As you are sure you need to use tuples there, you might achieve the requested functionality at a cost of compilation time. The solution below will be compiling for long (consider ≈100s for @max_items 1000.) Once compiled the execution time would gladden you. The same approach is used in Elixir core to build up-to-date UTF-8 string matchers.

defmodule Tuple.Enumerable do
  defimpl Enumerable, for: Tuple do
    @max_items 1000

    def count(tuple), do: tuple_size(tuple)

    def member?(_, _), do: false # for the sake of compiling time

    def reduce(tuple, acc, fun), do: do_reduce(tuple, acc, fun)
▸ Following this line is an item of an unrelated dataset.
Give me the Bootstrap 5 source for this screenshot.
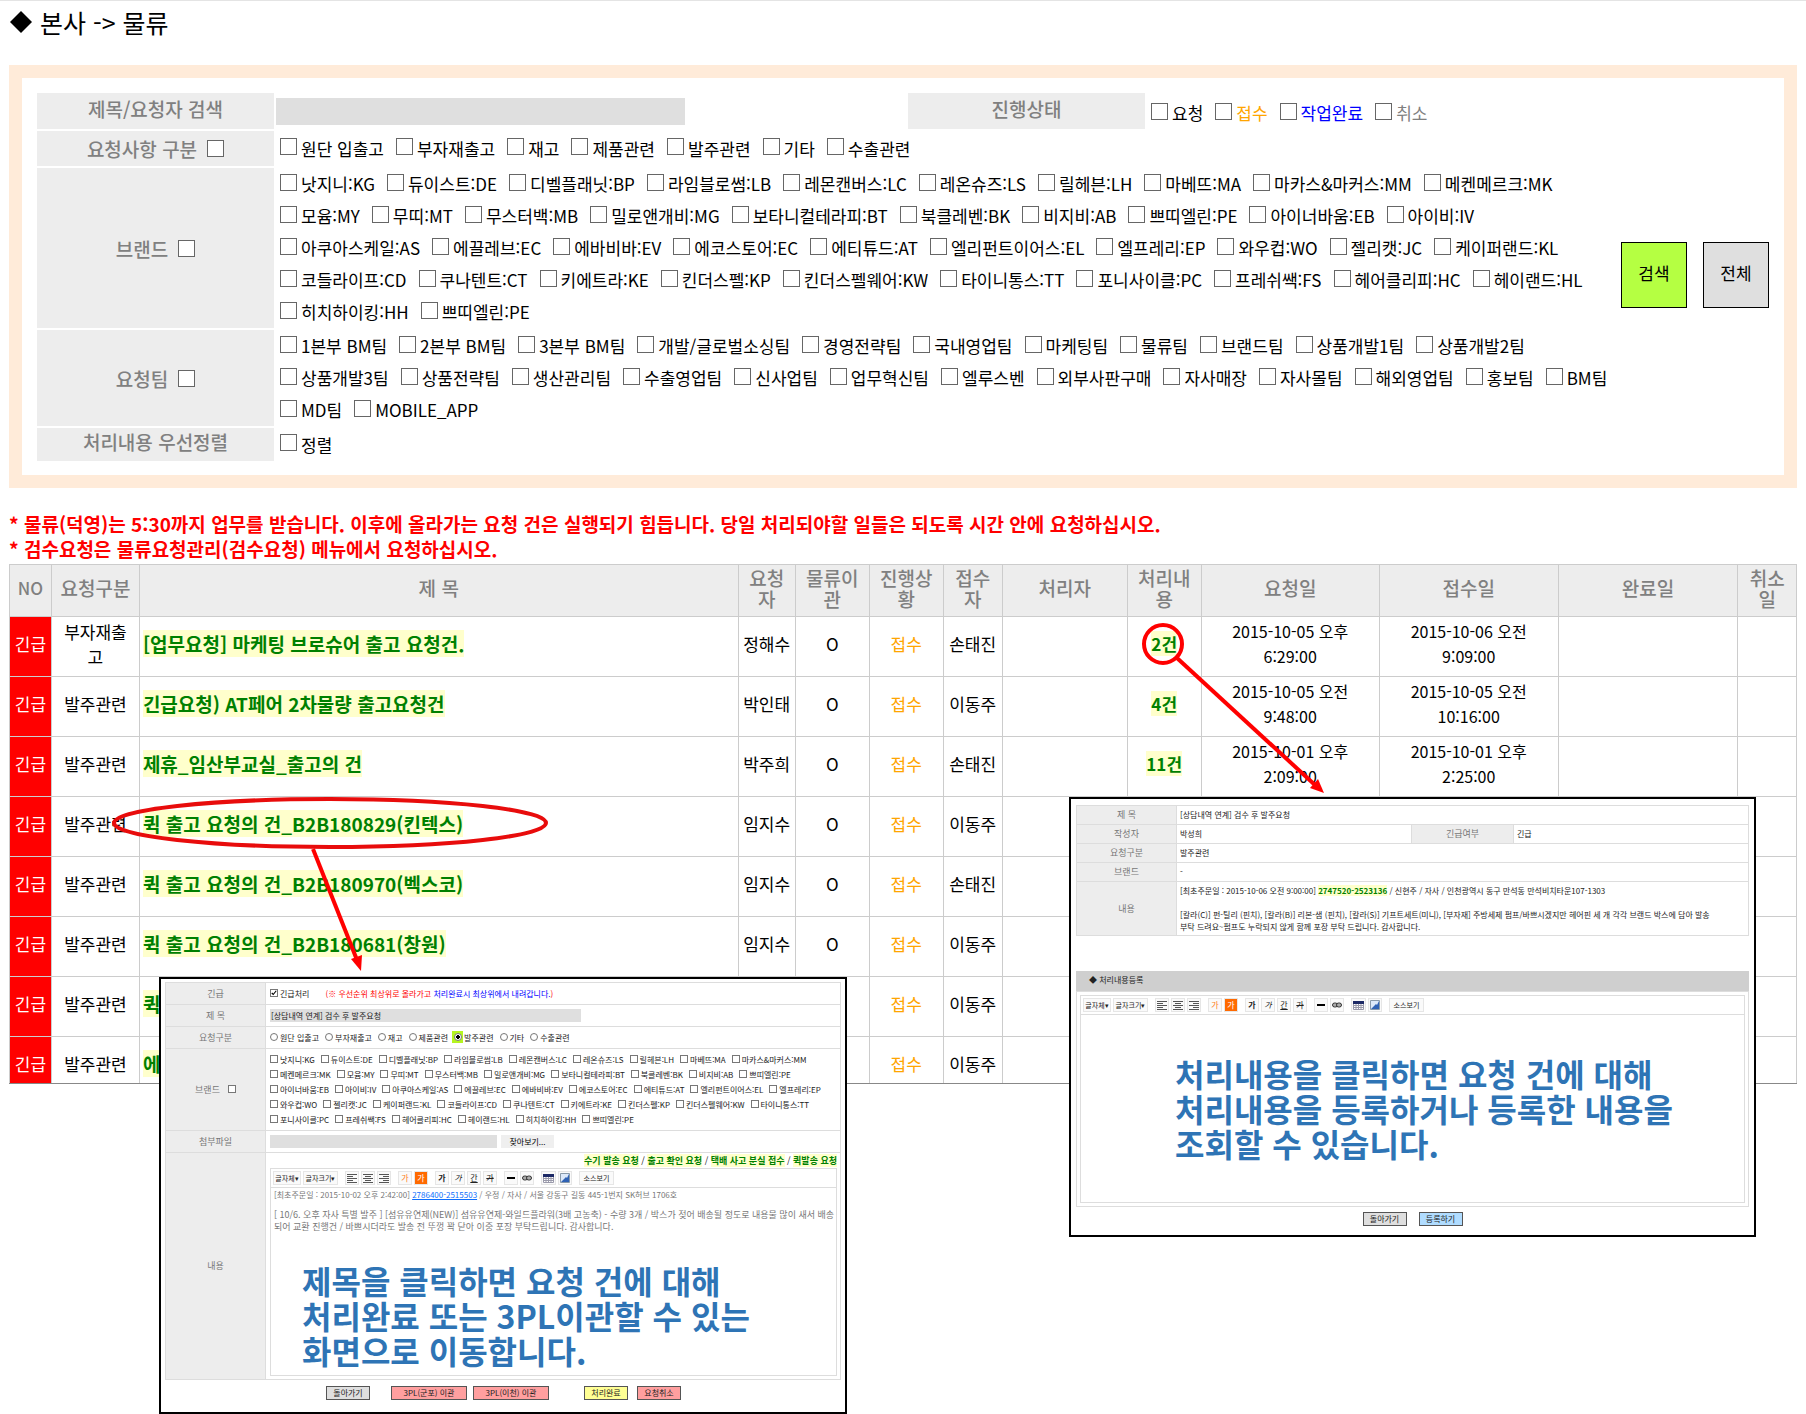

    defp do_reduce(_,       {:halt, acc}, _fun),   do: {:halted, acc}
    defp do_reduce(tuple,   {:suspend, acc}, fun)  do
      {:suspended, acc, &do_reduce(tuple, &1, fun)}
    end
    defp do_reduce({},      {:cont, acc}, _fun),   do: {:done, acc}
    defp do_reduce({value}, {:cont, acc}, fun)     do
      do_reduce({}, fun.(value, acc), fun)
    end

    Enum.each(1..@max_items-1, fn tot ->
      tail = Enum.join(Enum.map(1..tot, & "e_★_#{&1}"), ",")
      match = Enum.join(["value"] ++ [tail], ",")
      Code.eval_string(
        "defp do_reduce({#{match}}, {:cont, acc}, fun) do
           do_reduce({#{tail}}, fun.(value, acc), fun)
         end", [], __ENV__
      )
    end)

    defp do_reduce(huge,    {:cont, _}, _) do
      raise Protocol.UndefinedError, 
            description: "too huge #{tuple_size(huge)} > #{@max_items}",
            protocol: Enumerable,
            value: Tuple
    end
  end
end

Enum.each({:a, :b, :c}, fn e ->  IO.puts "Iterating: #{e}" end)
#⇒ Iterating: a
#  Iterating: b
#  Iterating: c

The code above explicitly avoids the implementation of member?, since it would take even more time to compile while you have requested the iteration only.